> **Required work**
Give back the full listing verbatim, apart from its images.
+++ Dataset section
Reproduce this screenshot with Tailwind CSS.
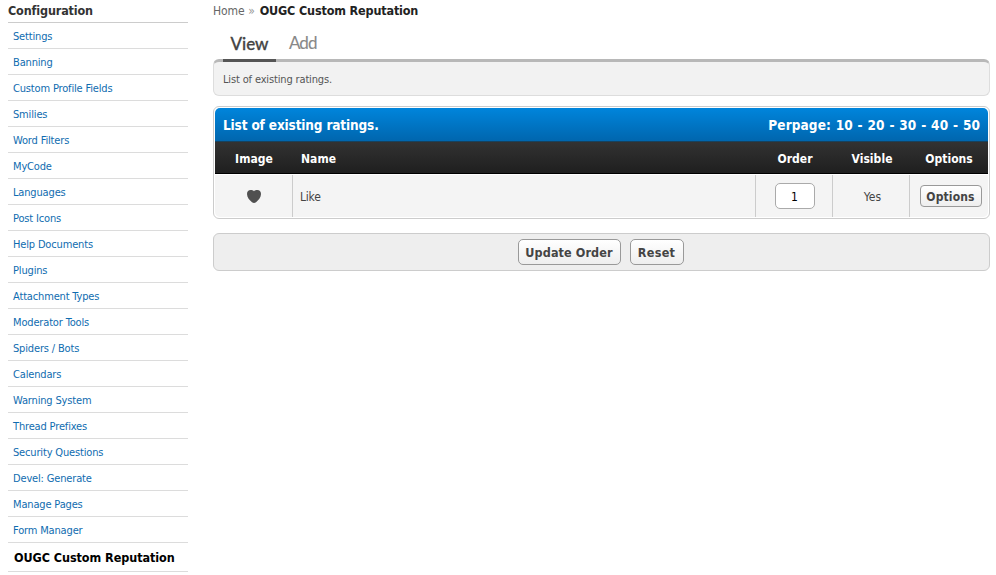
<!DOCTYPE html>
<html lang="en">
<head>
<meta charset="utf-8">
<title>OUGC Custom Reputation</title>
<script src="https://cdn.jsdelivr.net/npm/@tailwindcss/browser@4"></script>
</head>
<body class="bg-white w-[996px] h-[575px] overflow-hidden flex font-['DejaVu_Sans_Condensed','DejaVu_Sans',sans-serif] [font-stretch:condensed] text-[12px] text-[#444]">
<aside class="ml-2 w-[180px] shrink-0 whitespace-nowrap">
  <h2 class="h-[23px] border-b border-[#ccc] font-bold text-[12.5px] leading-[22px] text-[#333] tracking-[-0.15px]">Configuration</h2>
  <nav class="text-[11px] leading-[27px] tracking-[-0.16px] text-[#0f6cb0] [&>a]:block [&>a]:h-[26px] [&>a]:border-b [&>a]:border-[#dcdcdc] [&>a]:pl-[5px]">
    <a>Settings</a><a>Banning</a><a>Custom Profile Fields</a><a>Smilies</a><a>Word Filters</a><a>MyCode</a><a>Languages</a><a>Post Icons</a><a>Help Documents</a><a>Plugins</a><a>Attachment Types</a><a>Moderator Tools</a><a>Spiders / Bots</a><a>Calendars</a><a>Warning System</a><a>Thread Prefixes</a><a>Security Questions</a><a>Devel: Generate</a><a>Manage Pages</a><a>Form Manager</a>
  </nav>
  <div class="h-[29px] border-b border-[#dcdcdc] pl-[6px] font-bold text-[12.5px] leading-[30px] text-black tracking-[-0.06px]">OUGC Custom Reputation</div>
</aside>
<main class="ml-[25px] w-[777px] shrink-0 whitespace-nowrap">
  <div class="h-[27px] leading-[22px] text-[#666]"><span class="tracking-[-0.05px]">Home</span> <span class="text-[#999] mr-[1.5px]">»</span> <b class="text-[12.5px] text-[#222] tracking-[-0.16px]">OUGC Custom Reputation</b></div>
  <div class="h-[32px] flex pl-[10px] font-[Lato,sans-serif] text-[17px] leading-[33px]">
    <div class="relative z-10 h-[35px] w-[53px] text-center border-b-[3px] border-[#555] text-[#444] font-medium [-webkit-text-stroke:0.3px_#444]">View</div>
    <div class="ml-[13px] text-[17px] leading-[32px] text-[#888] tracking-[-0.95px] [-webkit-text-stroke:0.1px_#888]">Add</div>
  </div>
  <div class="h-[37px] border border-t-[3px] border-[#ddd] border-t-[#b8b8b8] rounded-[6px] bg-[#f2f2f2] pl-[9px] text-[11px] leading-[35px] tracking-[-0.15px] text-[#555]">List of existing ratings.</div>
  <section class="mt-[10px] h-[113px] border border-[#ccc] rounded-[6px] bg-white p-px">
    <div class="h-[33px] flex justify-between px-2 rounded-t-[5px] bg-linear-to-b from-[#0085dc] to-[#0066ae] font-bold text-[13.5px] leading-[34px] text-white"><span class="tracking-[-0.15px]">List of existing ratings.</span><span class="tracking-[0.1px] [word-spacing:0.45px]">Perpage: 10 - 20 - 30 - 40 - 50</span></div>
    <div class="h-[33px] grid grid-cols-[78px_463px_77px_77px_78px] border-t border-t-[#16425f] border-b border-b-black bg-linear-to-b from-[#323232] to-[#1f1f1f] font-bold leading-[34px] text-white text-center tracking-[0.05px]">
      <span>Image</span><span class="text-left pl-2">Name</span><span class="pl-px">Order</span><span class="pl-px">Visible</span><span>Options</span>
    </div>
    <div class="mt-px h-[42px] grid grid-rows-[42px] grid-cols-[78px_463px_77px_77px_78px] rounded-b-[5px] bg-[#f4f4f4] text-center leading-[44px] text-[12px] [&>div]:border-r [&>div]:border-[#ccc]">
      <div class="flex items-center justify-center"><svg class="w-[14px] h-[13px]" viewBox="0 0 14 13" fill="#505050"><path d="M7 1.200C8 .2 9.100 0 10.300 0 12.500 0 14 1.600 14 4c0 3.600-2.600 6.200-5 8.200Q7 13.600 5 12.200C2.600 10.200 0 7.600 0 4 0 1.600 1.500 0 3.700 0 4.900 0 6 .2 7 1.200Z"/></svg></div>
      <div class="text-left pl-[7px] tracking-[-0.2px]">Like</div>
      <div class="flex items-center justify-center pl-px"><span class="w-10 h-[26px] rounded-[5px] border border-[#aaa] bg-white text-black leading-[26px]">1</span></div>
      <div class="pl-[3px]">Yes</div>
      <div class="border-r-0! pl-[3px] flex items-center justify-center"><button class="w-[62px] h-[22px] rounded-[4px] border border-[#999] bg-linear-to-b from-white to-[#eee] font-bold text-[12px] leading-[22px] text-[#444] tracking-[0.15px]">Options</button></div>
    </div>
  </section>
  <div class="mt-[14px] h-[38px] border border-[#ccc] rounded-[6px] bg-[#eee] flex justify-center items-center gap-[9px] pr-[2px] font-bold text-[12.5px] leading-[25px] text-[#444] tracking-[0.1px]">
    <button class="w-[103px] h-[26px] rounded-[5px] border border-[#999] bg-linear-to-b from-white to-[#eee]">Update Order</button>
    <button class="w-[54px] h-[26px] rounded-[5px] border border-[#999] bg-linear-to-b from-white to-[#eee] tracking-[0.3px]">Reset</button>
  </div>
</main>
</body>
</html>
++++++
> **Result of this exercise**
Reproduce this screenshot with Tailwind CSS.
<!DOCTYPE html>
<html lang="en">
<head>
<meta charset="utf-8">
<title>OUGC Custom Reputation</title>
<script src="https://cdn.jsdelivr.net/npm/@tailwindcss/browser@4"></script>
</head>
<body class="bg-white w-[996px] h-[575px] overflow-hidden flex font-['DejaVu_Sans_Condensed','DejaVu_Sans',sans-serif] [font-stretch:condensed] text-[12px] text-[#444]">
<aside class="ml-2 w-[180px] shrink-0 whitespace-nowrap">
  <h2 class="h-[23px] border-b border-[#ccc] font-bold text-[12.5px] leading-[22px] text-[#333] tracking-[-0.15px]">Configuration</h2>
  <nav class="text-[11px] leading-[27px] tracking-[-0.16px] text-[#0f6cb0] [&>a]:block [&>a]:h-[26px] [&>a]:border-b [&>a]:border-[#dcdcdc] [&>a]:pl-[5px]">
    <a>Settings</a><a>Banning</a><a>Custom Profile Fields</a><a>Smilies</a><a>Word Filters</a><a>MyCode</a><a>Languages</a><a>Post Icons</a><a>Help Documents</a><a>Plugins</a><a>Attachment Types</a><a>Moderator Tools</a><a>Spiders / Bots</a><a>Calendars</a><a>Warning System</a><a>Thread Prefixes</a><a>Security Questions</a><a>Devel: Generate</a><a>Manage Pages</a><a>Form Manager</a>
  </nav>
  <div class="h-[29px] border-b border-[#dcdcdc] pl-[6px] font-bold text-[12.5px] leading-[30px] text-black tracking-[-0.06px]">OUGC Custom Reputation</div>
</aside>
<main class="ml-[25px] w-[777px] shrink-0 whitespace-nowrap">
  <div class="h-[27px] leading-[22px] text-[#666]"><span class="tracking-[-0.05px]">Home</span> <span class="text-[#999] mr-[1.5px]">»</span> <b class="text-[12.5px] text-[#222] tracking-[-0.16px]">OUGC Custom Reputation</b></div>
  <div class="h-[32px] flex pl-[10px] font-[Lato,sans-serif] text-[17px] leading-[33px]">
    <div class="relative z-10 h-[35px] w-[53px] text-center border-b-[3px] border-[#555] text-[#444] font-medium [-webkit-text-stroke:0.3px_#444]">View</div>
    <div class="ml-[13px] text-[17px] leading-[32px] text-[#888] tracking-[-0.95px] [-webkit-text-stroke:0.1px_#888]">Add</div>
  </div>
  <div class="h-[37px] border border-t-[3px] border-[#ddd] border-t-[#b8b8b8] rounded-[6px] bg-[#f2f2f2] pl-[9px] text-[11px] leading-[35px] tracking-[-0.15px] text-[#555]">List of existing ratings.</div>
  <section class="mt-[10px] h-[113px] border border-[#ccc] rounded-[6px] bg-white p-px">
    <div class="h-[33px] flex justify-between px-2 rounded-t-[5px] bg-linear-to-b from-[#0085dc] to-[#0066ae] font-bold text-[13.5px] leading-[34px] text-white"><span class="tracking-[-0.15px]">List of existing ratings.</span><span class="tracking-[0.1px] [word-spacing:0.45px]">Perpage: 10 - 20 - 30 - 40 - 50</span></div>
    <div class="h-[33px] grid grid-cols-[78px_463px_77px_77px_78px] border-t border-t-[#16425f] border-b border-b-black bg-linear-to-b from-[#323232] to-[#1f1f1f] font-bold leading-[34px] text-white text-center tracking-[0.05px]">
      <span>Image</span><span class="text-left pl-2">Name</span><span class="pl-px">Order</span><span class="pl-px">Visible</span><span>Options</span>
    </div>
    <div class="mt-px h-[42px] grid grid-rows-[42px] grid-cols-[78px_463px_77px_77px_78px] rounded-b-[5px] bg-[#f4f4f4] text-center leading-[44px] text-[12px] [&>div]:border-r [&>div]:border-[#ccc]">
      <div class="flex items-center justify-center"><svg class="w-[14px] h-[13px]" viewBox="0 0 14 13" fill="#505050"><path d="M7 1.200C8 .2 9.100 0 10.300 0 12.500 0 14 1.600 14 4c0 3.600-2.600 6.200-5 8.200Q7 13.600 5 12.200C2.600 10.200 0 7.600 0 4 0 1.600 1.500 0 3.700 0 4.900 0 6 .2 7 1.200Z"/></svg></div>
      <div class="text-left pl-[7px] tracking-[-0.2px]">Like</div>
      <div class="flex items-center justify-center pl-px"><span class="w-10 h-[26px] rounded-[5px] border border-[#aaa] bg-white text-black leading-[26px]">1</span></div>
      <div class="pl-[3px]">Yes</div>
      <div class="border-r-0! pl-[3px] flex items-center justify-center"><button class="w-[62px] h-[22px] rounded-[4px] border border-[#999] bg-linear-to-b from-white to-[#eee] font-bold text-[12px] leading-[22px] text-[#444] tracking-[0.15px]">Options</button></div>
    </div>
  </section>
  <div class="mt-[14px] h-[38px] border border-[#ccc] rounded-[6px] bg-[#eee] flex justify-center items-center gap-[9px] pr-[2px] font-bold text-[12.5px] leading-[25px] text-[#444] tracking-[0.1px]">
    <button class="w-[103px] h-[26px] rounded-[5px] border border-[#999] bg-linear-to-b from-white to-[#eee]">Update Order</button>
    <button class="w-[54px] h-[26px] rounded-[5px] border border-[#999] bg-linear-to-b from-white to-[#eee] tracking-[0.3px]">Reset</button>
  </div>
</main>
</body>
</html>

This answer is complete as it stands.